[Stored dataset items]
━━━━

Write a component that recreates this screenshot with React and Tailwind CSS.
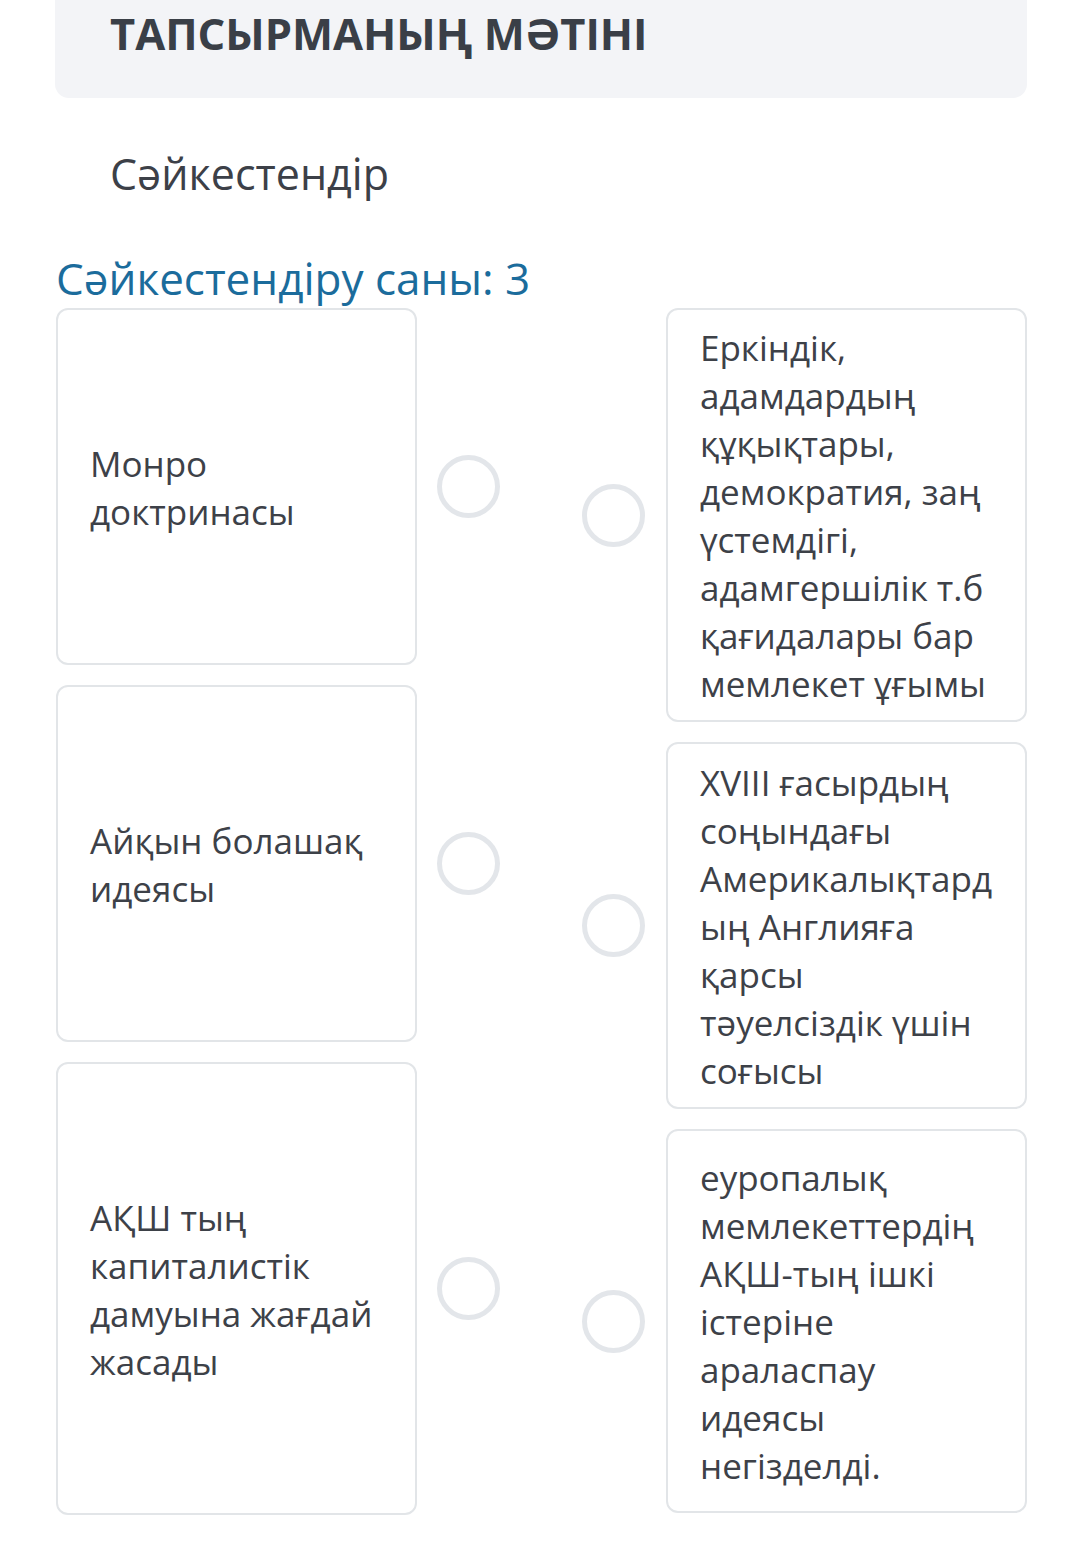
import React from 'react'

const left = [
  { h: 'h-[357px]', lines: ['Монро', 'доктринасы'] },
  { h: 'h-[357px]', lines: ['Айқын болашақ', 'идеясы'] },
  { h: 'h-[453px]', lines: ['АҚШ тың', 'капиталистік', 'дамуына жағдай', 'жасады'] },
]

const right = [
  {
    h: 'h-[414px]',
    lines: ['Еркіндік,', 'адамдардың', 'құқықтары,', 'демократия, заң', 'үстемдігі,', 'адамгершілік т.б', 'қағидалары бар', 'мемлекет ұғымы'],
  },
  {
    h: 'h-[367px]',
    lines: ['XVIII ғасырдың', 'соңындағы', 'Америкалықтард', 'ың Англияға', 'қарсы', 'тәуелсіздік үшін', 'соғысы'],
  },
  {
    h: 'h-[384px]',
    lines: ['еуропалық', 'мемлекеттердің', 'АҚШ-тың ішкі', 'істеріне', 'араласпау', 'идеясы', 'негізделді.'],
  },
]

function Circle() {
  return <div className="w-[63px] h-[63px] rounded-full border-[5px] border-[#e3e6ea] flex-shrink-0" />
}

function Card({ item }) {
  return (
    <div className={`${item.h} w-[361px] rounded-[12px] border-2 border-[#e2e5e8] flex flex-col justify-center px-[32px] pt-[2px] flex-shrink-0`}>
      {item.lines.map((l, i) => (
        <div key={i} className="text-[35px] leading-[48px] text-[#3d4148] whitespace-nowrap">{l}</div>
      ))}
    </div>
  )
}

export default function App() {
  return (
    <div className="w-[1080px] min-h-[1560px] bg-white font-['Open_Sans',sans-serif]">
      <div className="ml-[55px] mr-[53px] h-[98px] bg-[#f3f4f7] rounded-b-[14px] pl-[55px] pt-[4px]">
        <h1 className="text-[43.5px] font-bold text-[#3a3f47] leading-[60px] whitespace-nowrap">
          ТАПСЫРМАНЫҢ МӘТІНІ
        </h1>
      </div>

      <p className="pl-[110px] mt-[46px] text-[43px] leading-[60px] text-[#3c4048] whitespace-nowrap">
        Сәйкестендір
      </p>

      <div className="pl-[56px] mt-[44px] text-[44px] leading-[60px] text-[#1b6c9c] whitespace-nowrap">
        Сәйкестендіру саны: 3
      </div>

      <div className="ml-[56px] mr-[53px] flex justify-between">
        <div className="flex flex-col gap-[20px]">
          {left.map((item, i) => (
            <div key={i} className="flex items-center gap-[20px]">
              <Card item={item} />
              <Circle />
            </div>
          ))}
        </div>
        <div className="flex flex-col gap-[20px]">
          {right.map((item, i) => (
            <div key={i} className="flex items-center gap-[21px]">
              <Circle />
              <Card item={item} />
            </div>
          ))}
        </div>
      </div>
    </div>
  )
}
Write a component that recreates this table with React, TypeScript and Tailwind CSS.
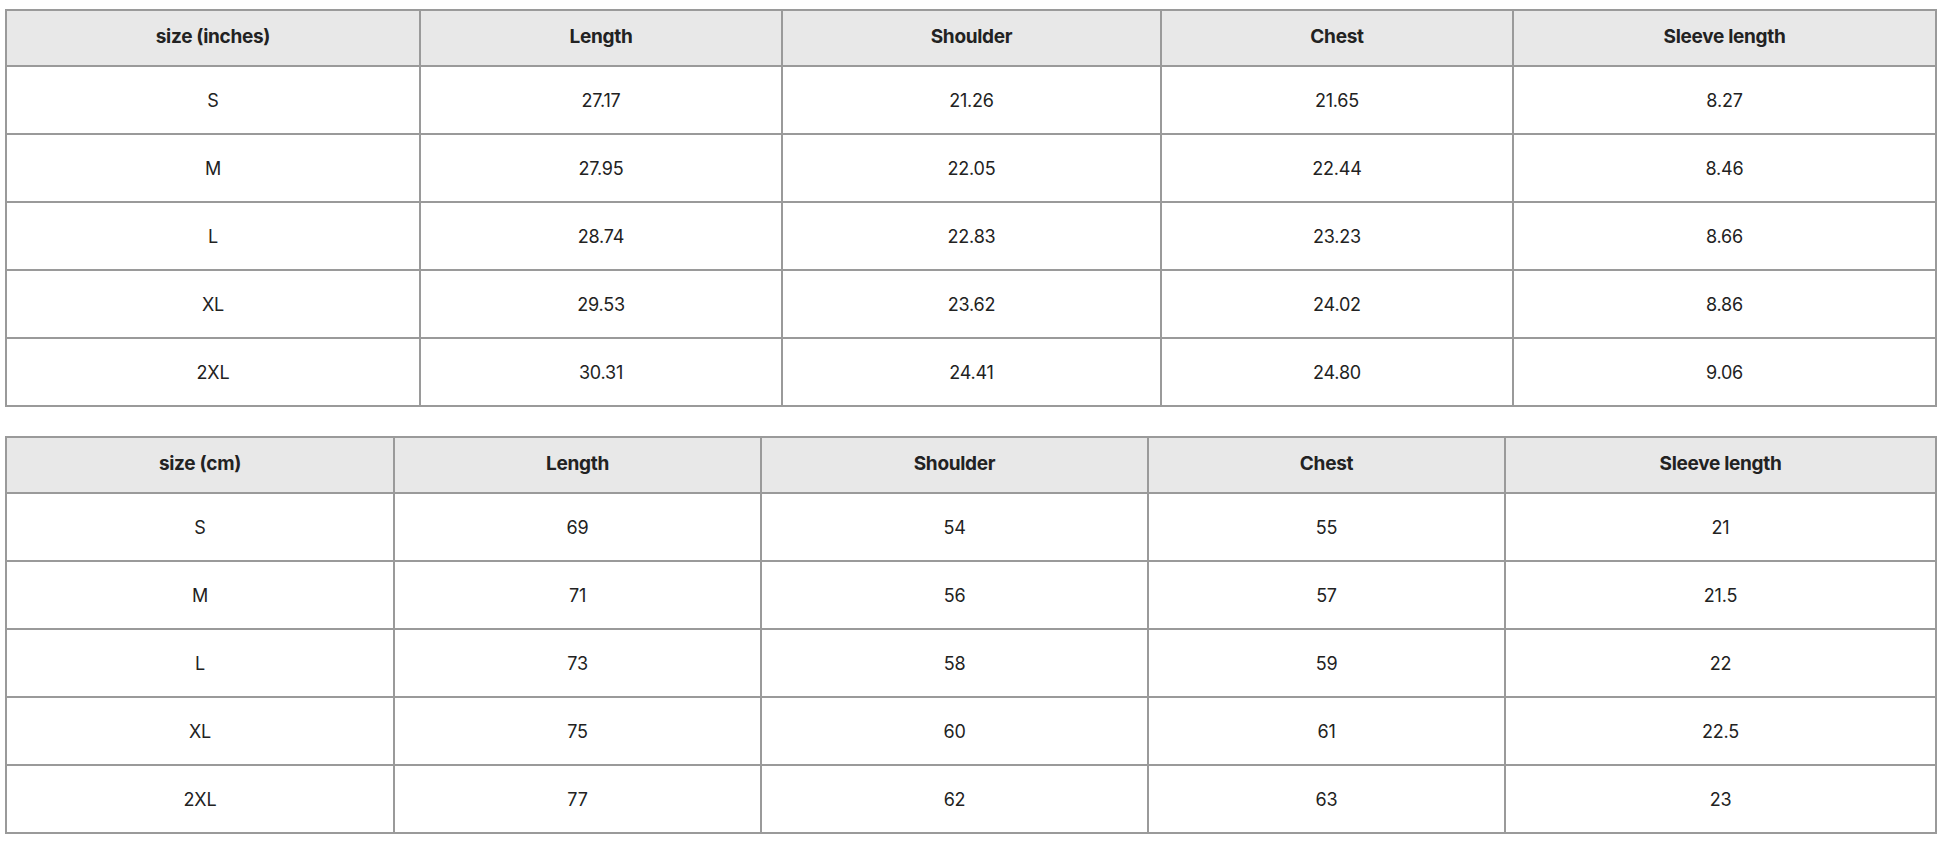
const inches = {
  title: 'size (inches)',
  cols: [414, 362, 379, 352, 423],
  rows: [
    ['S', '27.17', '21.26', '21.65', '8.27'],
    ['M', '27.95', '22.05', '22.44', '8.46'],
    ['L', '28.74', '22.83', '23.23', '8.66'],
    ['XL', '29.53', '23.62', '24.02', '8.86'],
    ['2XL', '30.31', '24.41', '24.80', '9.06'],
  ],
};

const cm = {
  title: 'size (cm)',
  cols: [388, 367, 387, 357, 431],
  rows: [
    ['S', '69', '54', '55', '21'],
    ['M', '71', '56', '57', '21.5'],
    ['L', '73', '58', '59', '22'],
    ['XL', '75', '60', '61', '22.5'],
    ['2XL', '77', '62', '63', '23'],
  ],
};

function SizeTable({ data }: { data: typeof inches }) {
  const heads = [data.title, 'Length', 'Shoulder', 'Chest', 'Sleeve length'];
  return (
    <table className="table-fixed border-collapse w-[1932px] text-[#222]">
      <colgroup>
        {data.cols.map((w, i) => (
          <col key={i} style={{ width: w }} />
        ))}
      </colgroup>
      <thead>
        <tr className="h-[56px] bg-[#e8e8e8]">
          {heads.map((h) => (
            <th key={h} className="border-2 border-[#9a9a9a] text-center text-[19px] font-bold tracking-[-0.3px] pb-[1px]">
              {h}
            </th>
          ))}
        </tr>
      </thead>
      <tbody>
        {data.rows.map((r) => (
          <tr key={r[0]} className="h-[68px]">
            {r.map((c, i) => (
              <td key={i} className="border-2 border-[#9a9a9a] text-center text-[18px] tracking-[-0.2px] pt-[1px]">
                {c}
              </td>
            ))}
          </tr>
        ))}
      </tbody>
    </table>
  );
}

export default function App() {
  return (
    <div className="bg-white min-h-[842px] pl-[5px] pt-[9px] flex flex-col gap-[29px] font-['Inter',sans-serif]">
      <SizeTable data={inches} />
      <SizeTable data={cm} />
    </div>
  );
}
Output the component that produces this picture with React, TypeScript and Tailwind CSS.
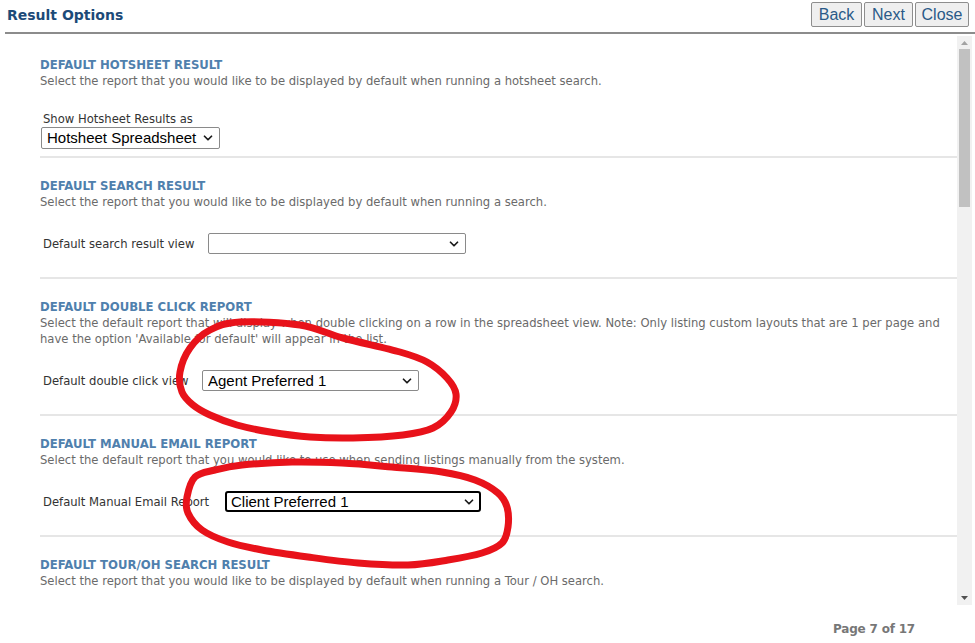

━━━━

> [Required task] Each entry should be repeated exactly as it appears; the pictures stay out.

> [Problem solution]
Write a component that recreates this screenshot with React and Tailwind CSS.
import React from 'react'

const left = [
  { h: 'h-[357px]', lines: ['Монро', 'доктринасы'] },
  { h: 'h-[357px]', lines: ['Айқын болашақ', 'идеясы'] },
  { h: 'h-[453px]', lines: ['АҚШ тың', 'капиталистік', 'дамуына жағдай', 'жасады'] },
]

const right = [
  {
    h: 'h-[414px]',
    lines: ['Еркіндік,', 'адамдардың', 'құқықтары,', 'демократия, заң', 'үстемдігі,', 'адамгершілік т.б', 'қағидалары бар', 'мемлекет ұғымы'],
  },
  {
    h: 'h-[367px]',
    lines: ['XVIII ғасырдың', 'соңындағы', 'Америкалықтард', 'ың Англияға', 'қарсы', 'тәуелсіздік үшін', 'соғысы'],
  },
  {
    h: 'h-[384px]',
    lines: ['еуропалық', 'мемлекеттердің', 'АҚШ-тың ішкі', 'істеріне', 'араласпау', 'идеясы', 'негізделді.'],
  },
]

function Circle() {
  return <div className="w-[63px] h-[63px] rounded-full border-[5px] border-[#e3e6ea] flex-shrink-0" />
}

function Card({ item }) {
  return (
    <div className={`${item.h} w-[361px] rounded-[12px] border-2 border-[#e2e5e8] flex flex-col justify-center px-[32px] pt-[2px] flex-shrink-0`}>
      {item.lines.map((l, i) => (
        <div key={i} className="text-[35px] leading-[48px] text-[#3d4148] whitespace-nowrap">{l}</div>
      ))}
    </div>
  )
}

export default function App() {
  return (
    <div className="w-[1080px] min-h-[1560px] bg-white font-['Open_Sans',sans-serif]">
      <div className="ml-[55px] mr-[53px] h-[98px] bg-[#f3f4f7] rounded-b-[14px] pl-[55px] pt-[4px]">
        <h1 className="text-[43.5px] font-bold text-[#3a3f47] leading-[60px] whitespace-nowrap">
          ТАПСЫРМАНЫҢ МӘТІНІ
        </h1>
      </div>

      <p className="pl-[110px] mt-[46px] text-[43px] leading-[60px] text-[#3c4048] whitespace-nowrap">
        Сәйкестендір
      </p>

      <div className="pl-[56px] mt-[44px] text-[44px] leading-[60px] text-[#1b6c9c] whitespace-nowrap">
        Сәйкестендіру саны: 3
      </div>

      <div className="ml-[56px] mr-[53px] flex justify-between">
        <div className="flex flex-col gap-[20px]">
          {left.map((item, i) => (
            <div key={i} className="flex items-center gap-[20px]">
              <Card item={item} />
              <Circle />
            </div>
          ))}
        </div>
        <div className="flex flex-col gap-[20px]">
          {right.map((item, i) => (
            <div key={i} className="flex items-center gap-[21px]">
              <Circle />
              <Card item={item} />
            </div>
          ))}
        </div>
      </div>
    </div>
  )
}
Write a component that recreates this table with React, TypeScript and Tailwind CSS.
const inches = {
  title: 'size (inches)',
  cols: [414, 362, 379, 352, 423],
  rows: [
    ['S', '27.17', '21.26', '21.65', '8.27'],
    ['M', '27.95', '22.05', '22.44', '8.46'],
    ['L', '28.74', '22.83', '23.23', '8.66'],
    ['XL', '29.53', '23.62', '24.02', '8.86'],
    ['2XL', '30.31', '24.41', '24.80', '9.06'],
  ],
};

const cm = {
  title: 'size (cm)',
  cols: [388, 367, 387, 357, 431],
  rows: [
    ['S', '69', '54', '55', '21'],
    ['M', '71', '56', '57', '21.5'],
    ['L', '73', '58', '59', '22'],
    ['XL', '75', '60', '61', '22.5'],
    ['2XL', '77', '62', '63', '23'],
  ],
};

function SizeTable({ data }: { data: typeof inches }) {
  const heads = [data.title, 'Length', 'Shoulder', 'Chest', 'Sleeve length'];
  return (
    <table className="table-fixed border-collapse w-[1932px] text-[#222]">
      <colgroup>
        {data.cols.map((w, i) => (
          <col key={i} style={{ width: w }} />
        ))}
      </colgroup>
      <thead>
        <tr className="h-[56px] bg-[#e8e8e8]">
          {heads.map((h) => (
            <th key={h} className="border-2 border-[#9a9a9a] text-center text-[19px] font-bold tracking-[-0.3px] pb-[1px]">
              {h}
            </th>
          ))}
        </tr>
      </thead>
      <tbody>
        {data.rows.map((r) => (
          <tr key={r[0]} className="h-[68px]">
            {r.map((c, i) => (
              <td key={i} className="border-2 border-[#9a9a9a] text-center text-[18px] tracking-[-0.2px] pt-[1px]">
                {c}
              </td>
            ))}
          </tr>
        ))}
      </tbody>
    </table>
  );
}

export default function App() {
  return (
    <div className="bg-white min-h-[842px] pl-[5px] pt-[9px] flex flex-col gap-[29px] font-['Inter',sans-serif]">
      <SizeTable data={inches} />
      <SizeTable data={cm} />
    </div>
  );
}
Output the component that produces this picture with React, TypeScript and Tailwind CSS.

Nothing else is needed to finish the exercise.